Union Jack and Bullet Holes


What is surely one of the loneliest, most inhospitable, amenity-free and least-photographed "Welcome To" state signs in the lower 48. My favorite kind. County Road E0200, Cimarron County, Oklahoma, a few miles west of the ghost town of Mexhoma, Oklahoma on the OK/New Mexico border. No Man's Land.

On the way to Colorado a few years ago, I took that forgotten and empty road, just because. Why else? I pulled over at the state line to eat my lunch, and as I sat there on the tailgate of the truck I pondered that sign. A Union Jack sticker and bullet holes. An interesting combination. Vastly different, but the same, really, both saying "I was here", one borne of adventure never to return, the other perhaps borne of frustration and anger, never to escape.
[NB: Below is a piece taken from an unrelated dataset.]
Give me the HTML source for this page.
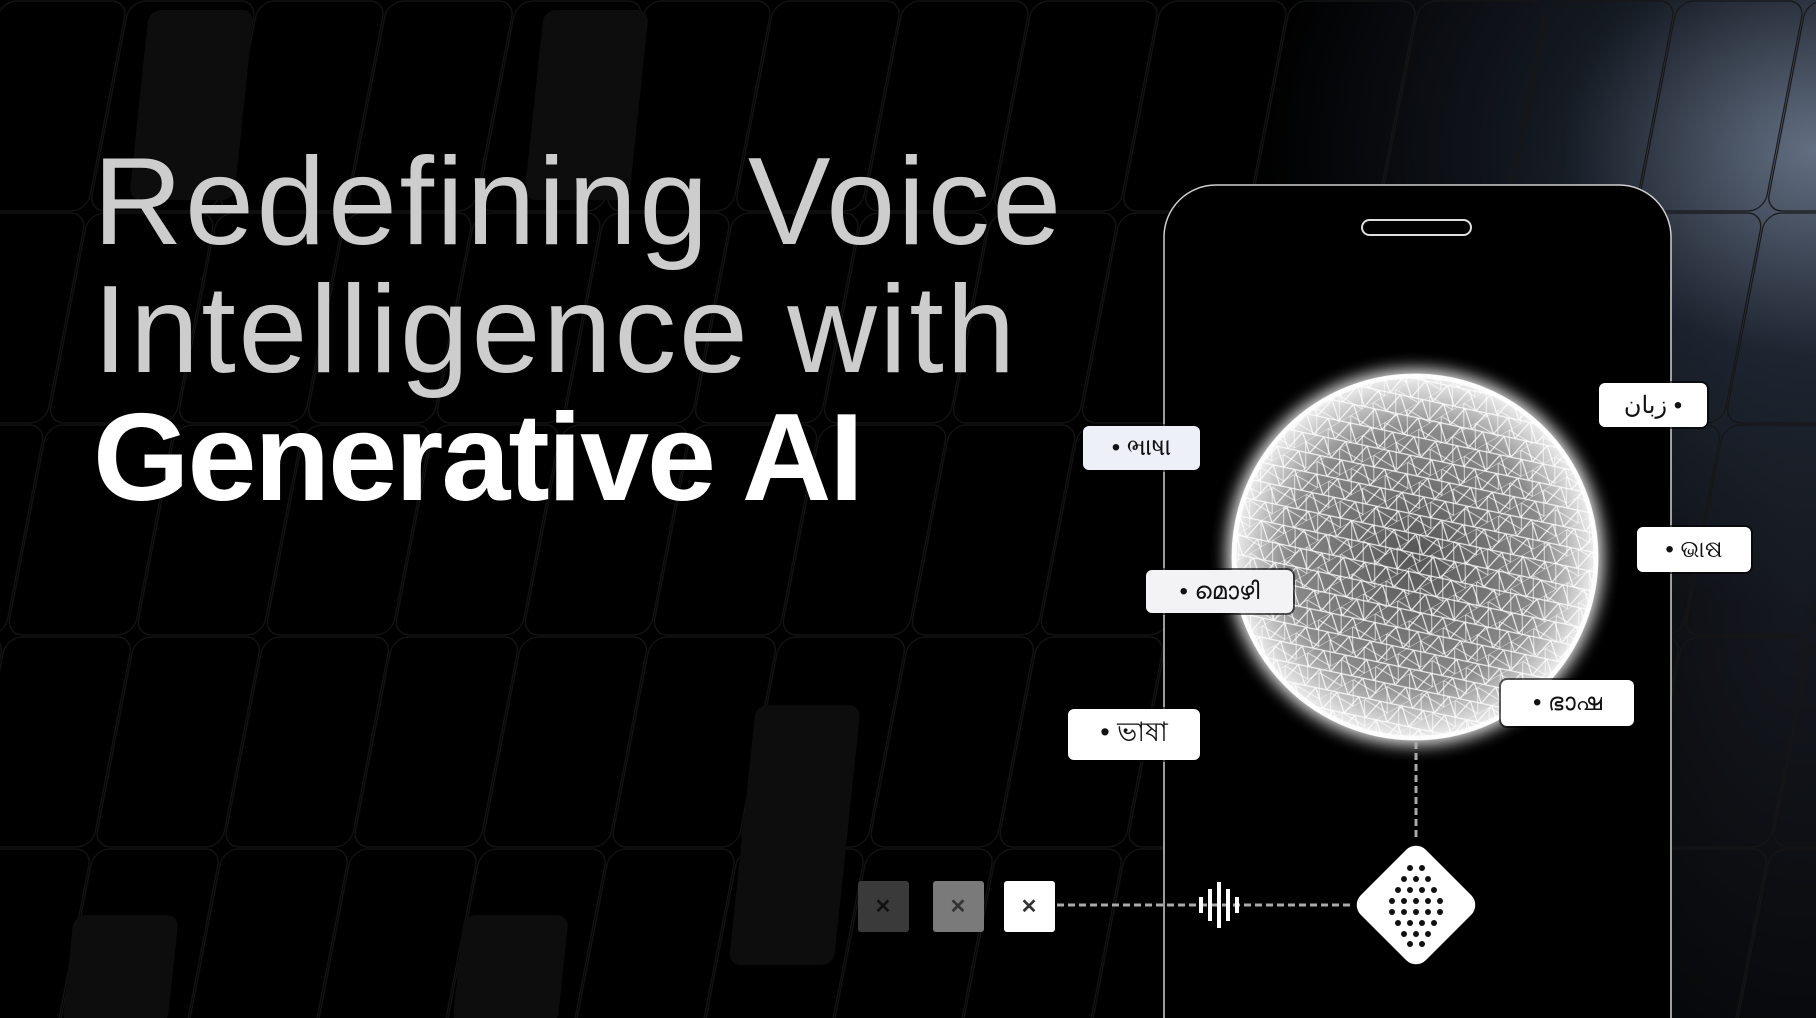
<!DOCTYPE html>
<html><head><meta charset="utf-8">
<style>
html,body{margin:0;padding:0;background:#000;}
body{width:1816px;height:1018px;position:relative;overflow:hidden;font-family:"Liberation Sans",sans-serif;}
.glow{position:absolute;inset:0;background:
 radial-gradient(ellipse 560px 460px at 1816px 150px, rgba(160,180,210,.6), rgba(60,75,100,.35) 45%, rgba(0,0,0,0) 100%),
 radial-gradient(ellipse 380px 700px at 1800px 600px, rgba(60,70,90,.35), rgba(0,0,0,0) 100%);}
.title{position:absolute;left:93px;top:138px;font-size:124px;line-height:128px;letter-spacing:2.5px;color:#cdcdcd;}
.title b{color:#fff;font-weight:bold;letter-spacing:-2px;}
.lbl{position:absolute;background:#fff;border-radius:6px;box-shadow:0 0 0 2px rgba(0,0,0,.6);color:#111;
 font-family:"Liberation Sans","Noto Sans CJK SC",sans-serif;font-size:24px;display:flex;align-items:center;justify-content:center;}
</style></head><body>
<div class="glow"></div>
<svg width="1816" height="1018" style="position:absolute;left:0;top:0">
 <defs>
  <pattern id="grid" width="129" height="212" patternUnits="userSpaceOnUse" patternTransform="skewX(-11)">
   <rect x="1" y="1" width="127" height="210" rx="16" fill="none" stroke="#151515" stroke-width="1.2"/>
  </pattern>
  <radialGradient id="sph" cx="50%" cy="50%" r="50%">
   <stop offset="0" stop-color="#555"/><stop offset=".7" stop-color="#8a8a8a"/><stop offset="1" stop-color="#f2f2f2"/>
  </radialGradient>
  <pattern id="mesh" width="22" height="19" patternUnits="userSpaceOnUse" patternTransform="rotate(12)">
   <path d="M0 0L22 0M0 0L11 19L22 0M0 19L22 19" stroke="#fff" stroke-width="1.2" fill="none" opacity=".85"/>
  </pattern>
  <pattern id="mesh2" width="26" height="23" patternUnits="userSpaceOnUse" patternTransform="rotate(-30)">
   <path d="M0 0L26 0M0 0L13 23L26 0" stroke="#fff" stroke-width="1" fill="none" opacity=".7"/>
  </pattern>
  <filter id="blur"><feGaussianBlur stdDeviation="8"/></filter>
  <clipPath id="cc"><circle cx="1415" cy="557" r="183"/></clipPath>
 </defs>
 <rect width="1816" height="1018" fill="url(#grid)"/>
 <g fill="#0d0d0d">
  <rect x="150" y="10" width="105" height="190" rx="12" transform="skewX(-6)"/>
  <rect x="545" y="10" width="105" height="190" rx="12" transform="skewX(-6)"/>
  <rect x="830" y="705" width="105" height="260" rx="12" transform="skewX(-6)"/>
  <rect x="170" y="915" width="105" height="110" rx="12" transform="skewX(-6)"/>
  <rect x="560" y="915" width="105" height="110" rx="12" transform="skewX(-6)"/>
 </g>
 <path d="M1164 1018V237a52 52 0 0 1 52-52H1619a52 52 0 0 1 52 52V1018" fill="#000" stroke="#cfcfcf" stroke-width="1.5"/>
 <rect x="1362" y="220" width="109" height="15" rx="7.5" fill="none" stroke="#ddd" stroke-width="2"/>
 <circle cx="1415" cy="557" r="188" fill="#fff" filter="url(#blur)" opacity=".9"/>
 <circle cx="1415" cy="557" r="183" fill="url(#sph)"/>
 <g clip-path="url(#cc)">
  <rect x="1220" y="360" width="400" height="400" fill="url(#mesh)"/>
  <rect x="1220" y="360" width="400" height="400" fill="url(#mesh2)"/>
 </g>
 <circle cx="1415" cy="557" r="181" fill="none" stroke="#fff" stroke-width="5" opacity=".8"/>
 <line x1="1416" y1="742" x2="1416" y2="838" stroke="#aaa" stroke-width="3" stroke-dasharray="7 4"/>
 <line x1="1057" y1="905" x2="1350" y2="905" stroke="#aaa" stroke-width="3" stroke-dasharray="7 4"/>
 <g fill="#fff">
  <rect x="1199" y="897" width="4" height="16"/><rect x="1208" y="889" width="4" height="32"/>
  <rect x="1217" y="882" width="4" height="46"/><rect x="1226" y="889" width="4" height="32"/>
  <rect x="1235" y="897" width="4" height="16"/>
 </g>
 <rect x="858" y="881" width="51" height="51" rx="3" fill="#3a3a3a"/>
 <rect x="933" y="881" width="51" height="51" rx="3" fill="#7a7a7a"/>
 <rect x="1004" y="881" width="51" height="51" rx="3" fill="#fff"/>
 <g font-family="Liberation Sans" font-size="20" font-weight="bold" text-anchor="middle">
  <text x="883" y="913" fill="#111">✕</text><text x="958" y="913" fill="#333">✕</text><text x="1029" y="913" fill="#333">✕</text>
 </g>
 <rect x="1370" y="859" width="92" height="92" rx="14" fill="#fff" transform="rotate(45 1416 905)"/>
 <g fill="#111">
  <circle cx="1410" cy="868" r="3"/><circle cx="1422" cy="868" r="3"/>
  <circle cx="1404" cy="879" r="3"/><circle cx="1416" cy="879" r="3"/><circle cx="1428" cy="879" r="3"/>
  <circle cx="1398" cy="890" r="3"/><circle cx="1410" cy="890" r="3"/><circle cx="1422" cy="890" r="3"/><circle cx="1434" cy="890" r="3"/>
  <circle cx="1392" cy="901" r="3"/><circle cx="1404" cy="901" r="3"/><circle cx="1416" cy="901" r="3"/><circle cx="1428" cy="901" r="3"/><circle cx="1440" cy="901" r="3"/>
  <circle cx="1392" cy="912" r="3"/><circle cx="1404" cy="912" r="3"/><circle cx="1416" cy="912" r="3"/><circle cx="1428" cy="912" r="3"/><circle cx="1440" cy="912" r="3"/>
  <circle cx="1398" cy="923" r="3"/><circle cx="1410" cy="923" r="3"/><circle cx="1422" cy="923" r="3"/><circle cx="1434" cy="923" r="3"/>
  <circle cx="1404" cy="934" r="3"/><circle cx="1416" cy="934" r="3"/><circle cx="1428" cy="934" r="3"/>
  <circle cx="1410" cy="944" r="3"/><circle cx="1422" cy="944" r="3"/>
 </g>
</svg>
<div class="title">Redefining Voice<br>Intelligence with<br><b>Generative AI</b></div>
<div class="lbl" style="left:1083px;top:426px;width:117px;height:44px;background:#eef0f8">• ભાષા</div>
<div class="lbl" style="left:1599px;top:383px;width:108px;height:44px;">زبان •</div>
<div class="lbl" style="left:1637px;top:527px;width:114px;height:45px;">• ଭାଷ</div>
<div class="lbl" style="left:1146px;top:570px;width:147px;height:43px;background:#f3f3f5">• മൊഴി</div>
<div class="lbl" style="left:1068px;top:709px;width:132px;height:51px;font-size:27px">• ভাষা</div>
<div class="lbl" style="left:1501px;top:680px;width:133px;height:46px;">• ഭാഷ</div>
</body></html>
That or just plain dumbshit ignorance and access to a six-pack and a gun.

I'd never know. I tossed my bread crust at the prairie rattler curled up underneath the sign, (no cute tourist pictures to be taken in front of this one...), listened to the wind for a while, watched a hawk trace a few looping circles in the sky, then got back in the truck and drove off. I was utterly alone.

"I will never forget, myself, starting across the sere Oklahoma Panhandle at dusk one cold February evening and becoming so depressed by the melancholy of its emptiness that I almost had to turn back. It was perhaps because of that drive across the Oklahoma Panhandle at dusk in the winter that I began to read narratives of travel in Siberia ...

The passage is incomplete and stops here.